Using the chain rule for partial derivatives, the partial derivative operator with respect to $x_\phi$ can be expressed as a cosine and sine weighted sum of partial derivatives with respect to $x$ and $y$:

$$\begin{gather}\frac{\partial}{\partial x_\phi} = \frac{\partial x}{\partial x_\phi}\frac{\partial}{\partial x} + \frac{\partial y}{\partial x_\phi}\frac{\partial}{\partial y} = \frac{\partial \big(\cos(\phi)x_\phi - \sin(\phi)y_\phi\big)}{\partial x_\phi}\frac{\partial}{\partial x} + \frac{\partial \big(\sin(\phi)x_\phi + \cos(\phi)y_\phi\big)}{\partial x_\phi}\frac{\partial}{\partial y} = \cos(\phi)\frac{\partial}{\partial x} + \sin(\phi)\frac{\partial}{\partial y}\end{gather}\tag{10}$$

A question that remains to be explored is how a suitably weighted circular mean of gradient vector angles is related to the angle $\phi$ of in some way the "most activated" steered differentiation filter.

Possible improvements

To possibly improve results further, the gradient can be calculated also for the red and blue color channels, to be included as additional data in the "average" calculation.

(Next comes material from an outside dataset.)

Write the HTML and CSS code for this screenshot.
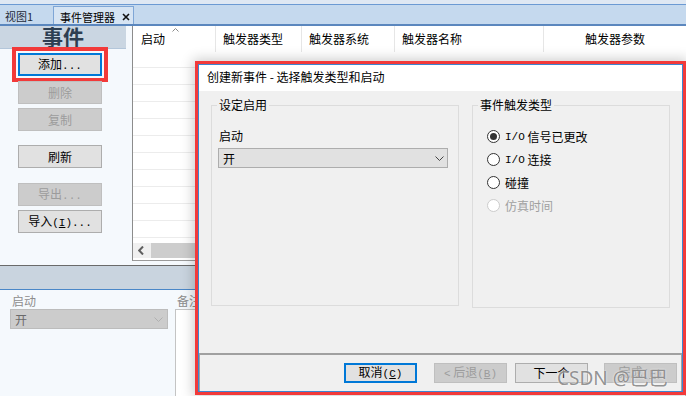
FILE: index.html
```html
<!DOCTYPE html>
<html lang="zh-CN">
<head>
  <meta charset="UTF-8">
  <title>事件管理器</title>
  <link rel="stylesheet" href="styles.css">
</head>
<body>
  <!-- Tab strip -->
  <div class="tabs">
    <div class="tab">视图1</div>
    <div class="tab active">事件管理器<svg class="tab-close" width="8" height="8" viewBox="0 0 8 8"><path d="M1 1L7 7M7 1L1 7" stroke="#111" stroke-width="1.6"/></svg></div>
  </div>

  <!-- Event list -->
  <div class="main">
    <div class="side">
      <div class="side-title">事件</div>
      <div class="side-btns">
        <button class="btn focus marked">添加<span class="m">...</span></button>
        <button class="btn" disabled>删除</button>
        <button class="btn" disabled>复制</button>
        <button class="btn refresh">刷新</button>
        <button class="btn export" disabled>导出<span class="m">...</span></button>
        <button class="btn">导入<span class="m">(<u>I</u>)...</span></button>
      </div>
    </div>
    <div class="grid">
      <div class="grid-head">
        <div class="col c1">启动<svg class="sort" width="7" height="4" viewBox="0 0 7 4"><path d="M0.5 3.5L3.5 0.5L6.5 3.5" fill="none" stroke="#8a8a8a"/></svg></div>
        <div class="col c2">触发器类型</div>
        <div class="col c3">触发器系统</div>
        <div class="col c4">触发器名称</div>
        <div class="col c5">触发器参数</div>
      </div>
      <div class="grid-body">
        <div class="row"></div><div class="row"></div><div class="row"></div><div class="row"></div>
        <div class="row"></div><div class="row"></div><div class="row"></div><div class="row"></div>
        <div class="row"></div><div class="row"></div><div class="row"></div><div class="row"></div>
      </div>
      <div class="hscroll">
        <div class="hs-btn"><svg width="6" height="9" viewBox="0 0 6 9"><path d="M5 0.5L1.2 4.5L5 8.5" fill="none" stroke="#606060" stroke-width="2"/></svg></div>
        <div class="hs-thumb"></div>
      </div>
    </div>
  </div>

  <!-- Properties -->
  <div class="props">
    <div class="props-band"></div>
    <div class="props-body">
      <div class="field start">
        <div class="lbl">启动</div>
        <div class="select off">开<svg width="9" height="5" viewBox="0 0 9 5"><path d="M0.5 0.5L4.5 4.5L8.5 0.5" fill="none" stroke="#b0b0b0"/></svg></div>
      </div>
      <div class="field memo-field">
        <div class="lbl">备注</div>
        <div class="memo"></div>
      </div>
    </div>
  </div>

  <!-- Wizard dialog (marked in red) -->
  <div class="dlg-mark">
    <div class="dlg">
      <div class="dlg-title">创建新事件 - 选择触发类型和启动</div>
      <div class="dlg-body">
        <fieldset class="group g1">
          <legend>设定启用</legend>
          <div class="g-lbl">启动</div>
          <div class="select">开<svg width="9" height="5" viewBox="0 0 9 5"><path d="M0.5 0.5L4.5 4.5L8.5 0.5" fill="none" stroke="#444"/></svg></div>
        </fieldset>
        <fieldset class="group g2">
          <legend>事件触发类型</legend>
          <div class="radios">
            <div class="radio-row"><span class="radio on"></span><span class="m">I/O</span>&nbsp;信号已更改</div>
            <div class="radio-row"><span class="radio"></span><span class="m">I/O</span>&nbsp;连接</div>
            <div class="radio-row"><span class="radio"></span>碰撞</div>
            <div class="radio-row disabled"><span class="radio"></span>仿真时间</div>
          </div>
        </fieldset>
      </div>
      <div class="dlg-foot">
        <button class="btn dbtn focus cancel">取消<span class="m">(<u>C</u>)</span></button>
        <button class="btn dbtn back" disabled><span class="m">&lt;</span> 后退<span class="m">(<u>B</u>)</span></button>
        <button class="btn dbtn next">下一个</button>
        <button class="btn dbtn" disabled>完成<span class="m">(<u>F</u>)</span></button>
      </div>
    </div>
  </div>

  <div class="watermark">CSDN @巴巴</div>
</body>
</html>
```

FILE: styles.css
```css
body { margin: 0; width: 686px; height: 396px; overflow: hidden; position: relative; font: 12px "Noto Sans CJK SC", sans-serif; color: #000; background: #f5f9fd; }
.m { font-family: "Liberation Mono", monospace; font-size: 11px; }

/* tabs */
.tabs { height: 26px; box-sizing: border-box; padding-top: 6px; display: flex; font-size: 11px; background: linear-gradient(#dfe8f3 0 4px, #6c9ad3 4px 5px, #c5d9ee 5px); border-bottom: 2px solid #5b87be; }
.tab { width: 53px; box-sizing: border-box; padding: 3px 0 0 5px; line-height: 14px; color: #1e2a38; white-space: nowrap; }
.tab.active { width: auto; display: flex; align-items: flex-start; padding: 3px 3px 0 6px; background: #d6e4f3; border: 1px solid #7fa6d6; border-bottom: none; color: #000; }
.tab-close { margin: 3px 0 0 7px; }

/* main area */
.main { display: flex; height: 240px; box-sizing: border-box; border-bottom: 1px solid #6a6a6a; }
.side { width: 132px; flex: none; }
.side-title { height: 22px; margin-right: 6px; line-height: 20px; text-align: center; font-size: 21px; font-weight: bold; color: #2e3f52; background: #cad6e2; border-bottom: 1px solid #b3c6da; }
.side-btns { display: flex; flex-direction: column; gap: 4px; padding: 4px 0 0 18px; }
.btn { font: inherit; width: 84px; height: 23px; padding: 0; background: #e1e1e1; border: 1px solid #adadad; color: #000; line-height: 18px; }
.btn:disabled { background: #cccccc; border-color: #bfbfbf; color: #9c9c9c; }
.btn.focus { border: 2px solid #0078d7; }
.btn.marked { outline: 4px solid #f23a3a; outline-offset: 2px; margin-bottom: 1px; }
.btn.refresh { margin-top: 10px; }
.btn.export { margin-top: 11px; }

/* grid */
.grid { flex: 1; min-width: 0; display: flex; flex-direction: column; background: #fff; border-left: 1px solid #8c8c8c; border-bottom: 1px solid #9a9a9a; margin-bottom: 4px; }
.grid-head { height: 25px; flex: none; display: flex; }
.col { position: relative; box-sizing: border-box; padding: 5px 0 0 7px; line-height: 16px; white-space: nowrap; border-right: 1px solid #e6e6e6; height: 26px; }
.c1 { width: 83px; padding-left: 8px; }
.c2 { width: 86px; }
.c3 { width: 93px; }
.c4 { width: 149px; }
.c5 { flex: 1; border-right: none; text-align: center; padding-left: 0; }
.sort { position: absolute; left: 39px; top: 2px; }
.grid-body { flex: 1; overflow: hidden; }
.row { height: 17px; box-sizing: border-box; border-bottom: 1px solid #ececec; }
.hscroll { height: 15px; margin-bottom: 2px; flex: none; display: flex; background: #f0f0f0; }
.hs-btn { width: 18px; display: flex; align-items: center; justify-content: center; padding-right: 2px; box-sizing: border-box; }
.hs-thumb { flex: 1; background: #cdcdcd; }

/* properties */
.props { height: 130px; }
.props-band { height: 23px; background: #c9d4df; border-bottom: 1px solid #4a87c8; }
.props-body { display: flex; gap: 7px; padding: 2px 0 0 10px; }
.lbl { line-height: 17px; color: #8d8d8d; padding-left: 2px; }
.field.start { width: 158px; }
.select { height: 20px; box-sizing: border-box; display: flex; align-items: center; justify-content: space-between; padding: 0 4px 0 4px; background: #e1e1e1; border: 1px solid #adadad; }
.select.off { background: #cccccc; border-color: #bcbcbc; color: #6a6a6a; }
.memo-field { flex: 1; }
.memo { height: 90px; background: #fff; border: 1px solid #c4c4c4; }

/* dialog */
.dlg-mark { position: absolute; left: 195px; top: 61px; width: 491px; height: 334px; box-sizing: border-box; border: 3px solid #f23a3a; box-shadow: 0 0 12px 2px rgba(0,0,0,0.2); }
.dlg { height: 100%; box-sizing: border-box; display: flex; flex-direction: column; background: #f0f0f0; border: 1px solid #3d85d0; }
.dlg-title { height: 26px; flex: none; background: #fff; padding-left: 8px; line-height: 24px; }
.dlg-body { flex: 1; display: grid; grid-template-columns: 248px 198px; column-gap: 13px; align-items: start; padding: 6px 11px 0 12px; }
.group { margin: 0; padding: 0; min-width: 0; border: 1px solid #dcdcdc; box-sizing: border-box; }
.group legend { padding: 0 2px; margin-left: 5px; line-height: 16px; }
.g1 { height: 209px; }
.g2 { height: 211px; }
.g-lbl { margin: 15px 0 0 7px; line-height: 16px; }
.g1 .select { margin: 4px 10px 0 6px; padding-right: 3px; }
.radios { margin: 12px 0 0 14px; }
.radio-row { display: flex; align-items: center; height: 23px; }
.radio { width: 13px; height: 13px; box-sizing: border-box; border: 1px solid #333; border-radius: 50%; background: #fff; margin-right: 5px; display: flex; align-items: center; justify-content: center; }
.radio.on::after { content: ""; width: 7px; height: 7px; border-radius: 50%; background: #333; }
.radio-row.disabled { color: #a0a0a0; }
.radio-row.disabled .radio { border-color: #cccccc; }
.dlg-foot { height: 38px; flex: none; box-sizing: border-box; display: flex; justify-content: flex-end; align-items: flex-start; padding: 8px 4px 0 0; border-top: 2px solid #a0a0a0; border-left: 1px solid #a0a0a0; border-right: 1px solid #a0a0a0; }
.dbtn { width: 73px; height: 20px; line-height: 14px; }
.cancel { margin-right: 17px; }
.back { margin-right: 8px; }
.next { margin-right: 16px; }

.watermark { position: absolute; left: 557px; top: 363px; font: 19px "Noto Sans", "Noto Sans CJK SC", sans-serif; color: rgba(120,120,120,0.8); text-shadow: 0 0 2px #fff; white-space: nowrap; }
```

I have in mind possible extensions of this method:

1) Use a larger set of analysis filter kernels and detect edges rather than detecting gradients. This needs to be carefully crafted so that edges in all directions are treated equally, that is, an edge detector for any angle should be obtainable by a weighted sum of orthogonal kernels. A set of suitable kernels can (I think) be obtained by applying the differential operators of Eq. 11, Fig. 6 (see also my Mathematics Stack Exchange post) on the continuous-space impulse response of a circularly symmetric low-pass filter.

$$\begin{gather}\lim_{h\to 0}\frac{\sum_{N=0}^{4N + 1} (-1)^n f\bigg(x + h\cos\left(\frac{2\pi n}{4N + 2}\right), y + h\sin\left(\frac{2\pi n}{4N + 2}\right)\bigg)}{h^{2N + 1}},\\ \lim_{h\to 0}\frac{\sum_{N=0}^{4N + 1} (-1)^n f\bigg(x + h\sin\left(\frac{2\pi n}{4N + 2}\right), y + h\cos\left(\frac{2\pi n}{4N + 2}\right)\bigg)}{h^{2N + 1}}\end{gather}\tag{11}$$

Figure 6. Dirac delta relative locations in differential operators for construction of higher-order edge detectors.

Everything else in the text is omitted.